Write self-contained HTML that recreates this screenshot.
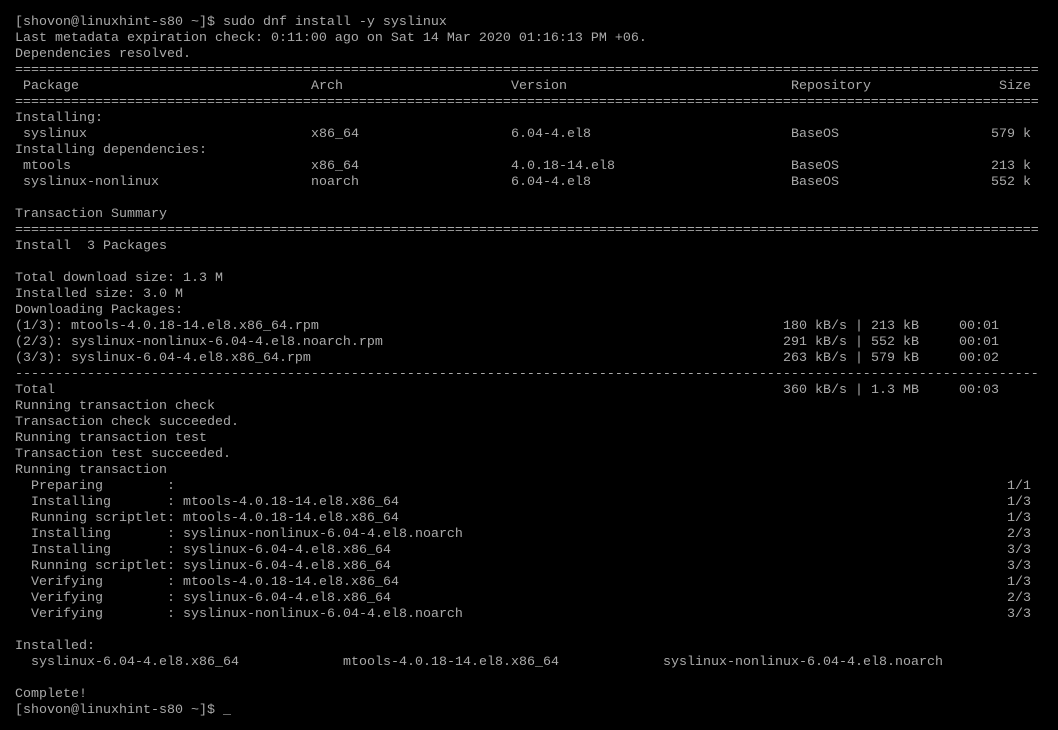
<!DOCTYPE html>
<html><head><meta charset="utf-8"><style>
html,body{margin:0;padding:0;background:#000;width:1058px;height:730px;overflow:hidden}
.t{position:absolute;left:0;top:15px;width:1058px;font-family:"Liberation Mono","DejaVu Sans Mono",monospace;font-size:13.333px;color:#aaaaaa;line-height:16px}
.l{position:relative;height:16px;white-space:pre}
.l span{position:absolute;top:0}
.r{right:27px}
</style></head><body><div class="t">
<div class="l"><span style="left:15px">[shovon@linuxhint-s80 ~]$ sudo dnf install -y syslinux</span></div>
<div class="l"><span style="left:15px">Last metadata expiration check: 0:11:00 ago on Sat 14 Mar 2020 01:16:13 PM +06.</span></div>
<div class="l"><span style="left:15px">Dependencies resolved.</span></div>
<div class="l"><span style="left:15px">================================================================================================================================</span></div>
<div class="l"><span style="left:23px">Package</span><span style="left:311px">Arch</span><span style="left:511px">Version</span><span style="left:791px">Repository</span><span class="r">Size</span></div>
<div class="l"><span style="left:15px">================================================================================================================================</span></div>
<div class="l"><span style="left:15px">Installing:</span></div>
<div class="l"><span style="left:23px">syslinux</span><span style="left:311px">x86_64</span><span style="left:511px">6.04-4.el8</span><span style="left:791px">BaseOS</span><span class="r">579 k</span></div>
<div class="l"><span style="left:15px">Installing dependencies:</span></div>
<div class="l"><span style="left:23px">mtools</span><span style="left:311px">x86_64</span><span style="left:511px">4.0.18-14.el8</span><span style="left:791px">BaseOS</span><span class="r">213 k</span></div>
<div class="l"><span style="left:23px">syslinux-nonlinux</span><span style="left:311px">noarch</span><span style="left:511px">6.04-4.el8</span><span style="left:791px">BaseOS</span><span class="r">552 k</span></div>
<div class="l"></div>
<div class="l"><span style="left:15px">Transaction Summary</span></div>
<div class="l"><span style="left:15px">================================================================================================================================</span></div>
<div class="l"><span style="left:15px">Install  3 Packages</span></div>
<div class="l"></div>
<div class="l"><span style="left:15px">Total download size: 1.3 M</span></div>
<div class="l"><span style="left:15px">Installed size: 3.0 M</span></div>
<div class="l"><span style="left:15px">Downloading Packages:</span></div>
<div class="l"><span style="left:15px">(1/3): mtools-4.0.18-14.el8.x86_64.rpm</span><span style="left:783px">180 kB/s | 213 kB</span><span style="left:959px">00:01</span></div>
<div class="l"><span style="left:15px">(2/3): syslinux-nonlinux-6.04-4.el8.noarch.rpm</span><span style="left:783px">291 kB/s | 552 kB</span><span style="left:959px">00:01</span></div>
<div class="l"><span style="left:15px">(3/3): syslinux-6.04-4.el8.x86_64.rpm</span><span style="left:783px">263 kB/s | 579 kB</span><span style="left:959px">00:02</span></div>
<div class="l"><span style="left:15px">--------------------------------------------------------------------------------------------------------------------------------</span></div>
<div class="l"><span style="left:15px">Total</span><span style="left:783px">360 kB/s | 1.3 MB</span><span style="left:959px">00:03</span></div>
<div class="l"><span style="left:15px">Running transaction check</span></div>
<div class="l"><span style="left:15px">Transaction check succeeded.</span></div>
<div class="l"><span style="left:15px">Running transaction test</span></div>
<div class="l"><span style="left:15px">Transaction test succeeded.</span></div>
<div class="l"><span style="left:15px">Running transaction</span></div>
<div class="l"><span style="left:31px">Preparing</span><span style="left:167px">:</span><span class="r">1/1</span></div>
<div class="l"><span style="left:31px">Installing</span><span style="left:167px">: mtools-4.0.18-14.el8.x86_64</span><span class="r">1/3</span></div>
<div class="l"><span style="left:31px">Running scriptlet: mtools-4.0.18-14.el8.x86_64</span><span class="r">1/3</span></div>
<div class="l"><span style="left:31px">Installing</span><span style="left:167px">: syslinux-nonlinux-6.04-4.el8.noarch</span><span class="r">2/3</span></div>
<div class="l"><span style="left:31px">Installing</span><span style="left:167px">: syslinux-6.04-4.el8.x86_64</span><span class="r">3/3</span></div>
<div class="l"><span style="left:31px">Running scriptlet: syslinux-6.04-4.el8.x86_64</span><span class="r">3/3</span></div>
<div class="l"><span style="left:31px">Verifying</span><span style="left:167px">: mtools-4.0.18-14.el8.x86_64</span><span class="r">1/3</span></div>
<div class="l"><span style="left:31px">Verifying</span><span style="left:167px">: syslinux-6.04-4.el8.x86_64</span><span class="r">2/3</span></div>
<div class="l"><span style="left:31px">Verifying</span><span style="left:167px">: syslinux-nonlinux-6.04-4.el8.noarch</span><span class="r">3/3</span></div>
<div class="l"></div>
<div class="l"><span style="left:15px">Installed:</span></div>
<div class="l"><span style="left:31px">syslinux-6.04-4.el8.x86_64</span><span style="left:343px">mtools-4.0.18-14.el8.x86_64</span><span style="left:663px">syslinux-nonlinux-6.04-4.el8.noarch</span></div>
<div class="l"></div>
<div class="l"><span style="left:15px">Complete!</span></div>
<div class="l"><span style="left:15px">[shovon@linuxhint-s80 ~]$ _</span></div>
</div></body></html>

◆ REQUIRED TASK:
Print the complete listing exactly, apart from any pictures.

◆ TASK RESPONSE:
Write self-contained HTML that recreates this screenshot.
<!DOCTYPE html>
<html><head><meta charset="utf-8"><style>
html,body{margin:0;padding:0;background:#000;width:1058px;height:730px;overflow:hidden}
.t{position:absolute;left:0;top:15px;width:1058px;font-family:"Liberation Mono","DejaVu Sans Mono",monospace;font-size:13.333px;color:#aaaaaa;line-height:16px}
.l{position:relative;height:16px;white-space:pre}
.l span{position:absolute;top:0}
.r{right:27px}
</style></head><body><div class="t">
<div class="l"><span style="left:15px">[shovon@linuxhint-s80 ~]$ sudo dnf install -y syslinux</span></div>
<div class="l"><span style="left:15px">Last metadata expiration check: 0:11:00 ago on Sat 14 Mar 2020 01:16:13 PM +06.</span></div>
<div class="l"><span style="left:15px">Dependencies resolved.</span></div>
<div class="l"><span style="left:15px">================================================================================================================================</span></div>
<div class="l"><span style="left:23px">Package</span><span style="left:311px">Arch</span><span style="left:511px">Version</span><span style="left:791px">Repository</span><span class="r">Size</span></div>
<div class="l"><span style="left:15px">================================================================================================================================</span></div>
<div class="l"><span style="left:15px">Installing:</span></div>
<div class="l"><span style="left:23px">syslinux</span><span style="left:311px">x86_64</span><span style="left:511px">6.04-4.el8</span><span style="left:791px">BaseOS</span><span class="r">579 k</span></div>
<div class="l"><span style="left:15px">Installing dependencies:</span></div>
<div class="l"><span style="left:23px">mtools</span><span style="left:311px">x86_64</span><span style="left:511px">4.0.18-14.el8</span><span style="left:791px">BaseOS</span><span class="r">213 k</span></div>
<div class="l"><span style="left:23px">syslinux-nonlinux</span><span style="left:311px">noarch</span><span style="left:511px">6.04-4.el8</span><span style="left:791px">BaseOS</span><span class="r">552 k</span></div>
<div class="l"></div>
<div class="l"><span style="left:15px">Transaction Summary</span></div>
<div class="l"><span style="left:15px">================================================================================================================================</span></div>
<div class="l"><span style="left:15px">Install  3 Packages</span></div>
<div class="l"></div>
<div class="l"><span style="left:15px">Total download size: 1.3 M</span></div>
<div class="l"><span style="left:15px">Installed size: 3.0 M</span></div>
<div class="l"><span style="left:15px">Downloading Packages:</span></div>
<div class="l"><span style="left:15px">(1/3): mtools-4.0.18-14.el8.x86_64.rpm</span><span style="left:783px">180 kB/s | 213 kB</span><span style="left:959px">00:01</span></div>
<div class="l"><span style="left:15px">(2/3): syslinux-nonlinux-6.04-4.el8.noarch.rpm</span><span style="left:783px">291 kB/s | 552 kB</span><span style="left:959px">00:01</span></div>
<div class="l"><span style="left:15px">(3/3): syslinux-6.04-4.el8.x86_64.rpm</span><span style="left:783px">263 kB/s | 579 kB</span><span style="left:959px">00:02</span></div>
<div class="l"><span style="left:15px">--------------------------------------------------------------------------------------------------------------------------------</span></div>
<div class="l"><span style="left:15px">Total</span><span style="left:783px">360 kB/s | 1.3 MB</span><span style="left:959px">00:03</span></div>
<div class="l"><span style="left:15px">Running transaction check</span></div>
<div class="l"><span style="left:15px">Transaction check succeeded.</span></div>
<div class="l"><span style="left:15px">Running transaction test</span></div>
<div class="l"><span style="left:15px">Transaction test succeeded.</span></div>
<div class="l"><span style="left:15px">Running transaction</span></div>
<div class="l"><span style="left:31px">Preparing</span><span style="left:167px">:</span><span class="r">1/1</span></div>
<div class="l"><span style="left:31px">Installing</span><span style="left:167px">: mtools-4.0.18-14.el8.x86_64</span><span class="r">1/3</span></div>
<div class="l"><span style="left:31px">Running scriptlet: mtools-4.0.18-14.el8.x86_64</span><span class="r">1/3</span></div>
<div class="l"><span style="left:31px">Installing</span><span style="left:167px">: syslinux-nonlinux-6.04-4.el8.noarch</span><span class="r">2/3</span></div>
<div class="l"><span style="left:31px">Installing</span><span style="left:167px">: syslinux-6.04-4.el8.x86_64</span><span class="r">3/3</span></div>
<div class="l"><span style="left:31px">Running scriptlet: syslinux-6.04-4.el8.x86_64</span><span class="r">3/3</span></div>
<div class="l"><span style="left:31px">Verifying</span><span style="left:167px">: mtools-4.0.18-14.el8.x86_64</span><span class="r">1/3</span></div>
<div class="l"><span style="left:31px">Verifying</span><span style="left:167px">: syslinux-6.04-4.el8.x86_64</span><span class="r">2/3</span></div>
<div class="l"><span style="left:31px">Verifying</span><span style="left:167px">: syslinux-nonlinux-6.04-4.el8.noarch</span><span class="r">3/3</span></div>
<div class="l"></div>
<div class="l"><span style="left:15px">Installed:</span></div>
<div class="l"><span style="left:31px">syslinux-6.04-4.el8.x86_64</span><span style="left:343px">mtools-4.0.18-14.el8.x86_64</span><span style="left:663px">syslinux-nonlinux-6.04-4.el8.noarch</span></div>
<div class="l"></div>
<div class="l"><span style="left:15px">Complete!</span></div>
<div class="l"><span style="left:15px">[shovon@linuxhint-s80 ~]$ _</span></div>
</div></body></html>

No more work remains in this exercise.